* Stated goal *
Output the material exactly, but drop every image it holds.

* Dataset excerpt *
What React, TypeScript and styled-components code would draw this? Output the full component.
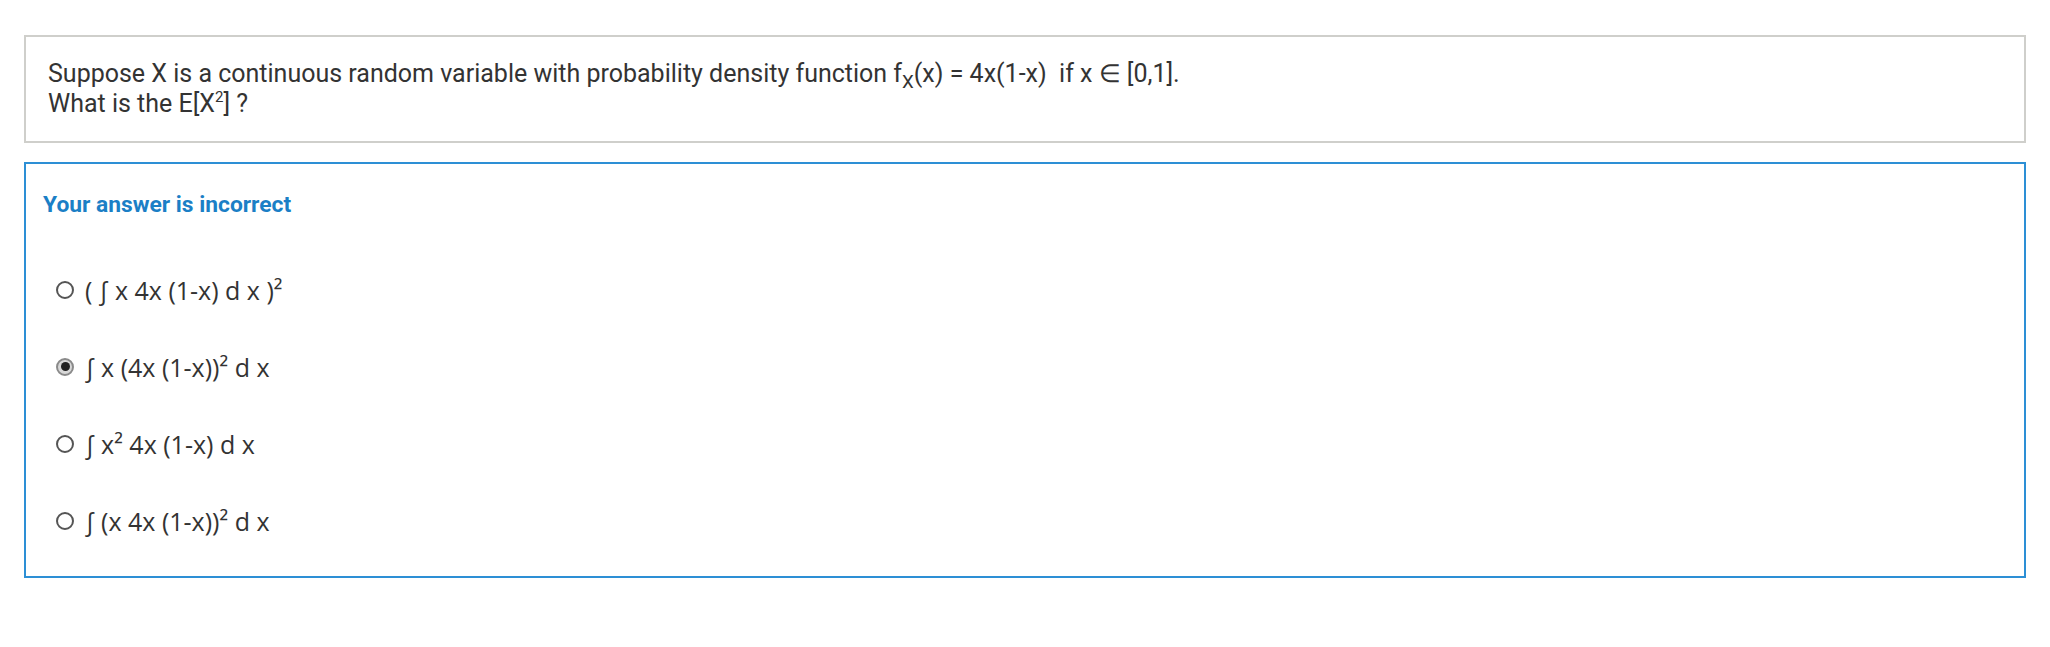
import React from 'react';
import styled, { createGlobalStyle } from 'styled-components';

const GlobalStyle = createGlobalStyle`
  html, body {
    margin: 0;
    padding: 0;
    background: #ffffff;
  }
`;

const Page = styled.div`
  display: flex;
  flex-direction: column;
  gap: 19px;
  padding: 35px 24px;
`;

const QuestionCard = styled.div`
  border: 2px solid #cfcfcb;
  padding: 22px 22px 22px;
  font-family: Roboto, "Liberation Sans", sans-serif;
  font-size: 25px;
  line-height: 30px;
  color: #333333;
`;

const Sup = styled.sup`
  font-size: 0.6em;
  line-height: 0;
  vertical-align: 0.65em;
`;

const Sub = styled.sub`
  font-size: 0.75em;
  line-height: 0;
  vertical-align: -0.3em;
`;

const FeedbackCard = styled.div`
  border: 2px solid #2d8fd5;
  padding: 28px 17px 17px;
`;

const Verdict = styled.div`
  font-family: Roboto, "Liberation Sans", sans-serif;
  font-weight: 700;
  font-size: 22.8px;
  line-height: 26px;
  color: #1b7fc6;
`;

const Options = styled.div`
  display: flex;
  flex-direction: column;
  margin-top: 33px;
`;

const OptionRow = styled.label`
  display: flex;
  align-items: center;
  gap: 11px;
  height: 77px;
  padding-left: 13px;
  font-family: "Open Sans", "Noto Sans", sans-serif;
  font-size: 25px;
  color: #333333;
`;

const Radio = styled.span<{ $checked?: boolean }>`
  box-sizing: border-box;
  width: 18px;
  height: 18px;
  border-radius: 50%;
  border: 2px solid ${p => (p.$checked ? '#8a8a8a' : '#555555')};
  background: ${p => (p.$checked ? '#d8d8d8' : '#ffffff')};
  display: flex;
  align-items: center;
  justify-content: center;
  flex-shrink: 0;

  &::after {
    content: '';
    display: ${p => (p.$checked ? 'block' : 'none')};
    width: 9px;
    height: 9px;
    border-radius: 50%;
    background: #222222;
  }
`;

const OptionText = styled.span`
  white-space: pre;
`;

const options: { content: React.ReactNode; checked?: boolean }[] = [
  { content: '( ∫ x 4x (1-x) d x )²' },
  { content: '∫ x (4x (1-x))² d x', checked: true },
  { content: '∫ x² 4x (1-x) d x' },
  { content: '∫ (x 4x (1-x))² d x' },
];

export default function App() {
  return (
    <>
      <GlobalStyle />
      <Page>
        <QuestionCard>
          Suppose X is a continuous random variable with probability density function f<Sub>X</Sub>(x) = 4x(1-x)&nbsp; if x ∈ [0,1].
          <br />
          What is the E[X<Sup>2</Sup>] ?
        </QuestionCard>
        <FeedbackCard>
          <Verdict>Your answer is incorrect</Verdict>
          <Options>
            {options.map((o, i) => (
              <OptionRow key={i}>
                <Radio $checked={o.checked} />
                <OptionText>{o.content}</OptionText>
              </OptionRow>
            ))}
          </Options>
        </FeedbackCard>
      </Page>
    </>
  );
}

* Solution to this task *
What React, TypeScript and styled-components code would draw this? Output the full component.
import React from 'react';
import styled, { createGlobalStyle } from 'styled-components';

const GlobalStyle = createGlobalStyle`
  html, body {
    margin: 0;
    padding: 0;
    background: #ffffff;
  }
`;

const Page = styled.div`
  display: flex;
  flex-direction: column;
  gap: 19px;
  padding: 35px 24px;
`;

const QuestionCard = styled.div`
  border: 2px solid #cfcfcb;
  padding: 22px 22px 22px;
  font-family: Roboto, "Liberation Sans", sans-serif;
  font-size: 25px;
  line-height: 30px;
  color: #333333;
`;

const Sup = styled.sup`
  font-size: 0.6em;
  line-height: 0;
  vertical-align: 0.65em;
`;

const Sub = styled.sub`
  font-size: 0.75em;
  line-height: 0;
  vertical-align: -0.3em;
`;

const FeedbackCard = styled.div`
  border: 2px solid #2d8fd5;
  padding: 28px 17px 17px;
`;

const Verdict = styled.div`
  font-family: Roboto, "Liberation Sans", sans-serif;
  font-weight: 700;
  font-size: 22.8px;
  line-height: 26px;
  color: #1b7fc6;
`;

const Options = styled.div`
  display: flex;
  flex-direction: column;
  margin-top: 33px;
`;

const OptionRow = styled.label`
  display: flex;
  align-items: center;
  gap: 11px;
  height: 77px;
  padding-left: 13px;
  font-family: "Open Sans", "Noto Sans", sans-serif;
  font-size: 25px;
  color: #333333;
`;

const Radio = styled.span<{ $checked?: boolean }>`
  box-sizing: border-box;
  width: 18px;
  height: 18px;
  border-radius: 50%;
  border: 2px solid ${p => (p.$checked ? '#8a8a8a' : '#555555')};
  background: ${p => (p.$checked ? '#d8d8d8' : '#ffffff')};
  display: flex;
  align-items: center;
  justify-content: center;
  flex-shrink: 0;

  &::after {
    content: '';
    display: ${p => (p.$checked ? 'block' : 'none')};
    width: 9px;
    height: 9px;
    border-radius: 50%;
    background: #222222;
  }
`;

const OptionText = styled.span`
  white-space: pre;
`;

const options: { content: React.ReactNode; checked?: boolean }[] = [
  { content: '( ∫ x 4x (1-x) d x )²' },
  { content: '∫ x (4x (1-x))² d x', checked: true },
  { content: '∫ x² 4x (1-x) d x' },
  { content: '∫ (x 4x (1-x))² d x' },
];

export default function App() {
  return (
    <>
      <GlobalStyle />
      <Page>
        <QuestionCard>
          Suppose X is a continuous random variable with probability density function f<Sub>X</Sub>(x) = 4x(1-x)&nbsp; if x ∈ [0,1].
          <br />
          What is the E[X<Sup>2</Sup>] ?
        </QuestionCard>
        <FeedbackCard>
          <Verdict>Your answer is incorrect</Verdict>
          <Options>
            {options.map((o, i) => (
              <OptionRow key={i}>
                <Radio $checked={o.checked} />
                <OptionText>{o.content}</OptionText>
              </OptionRow>
            ))}
          </Options>
        </FeedbackCard>
      </Page>
    </>
  );
}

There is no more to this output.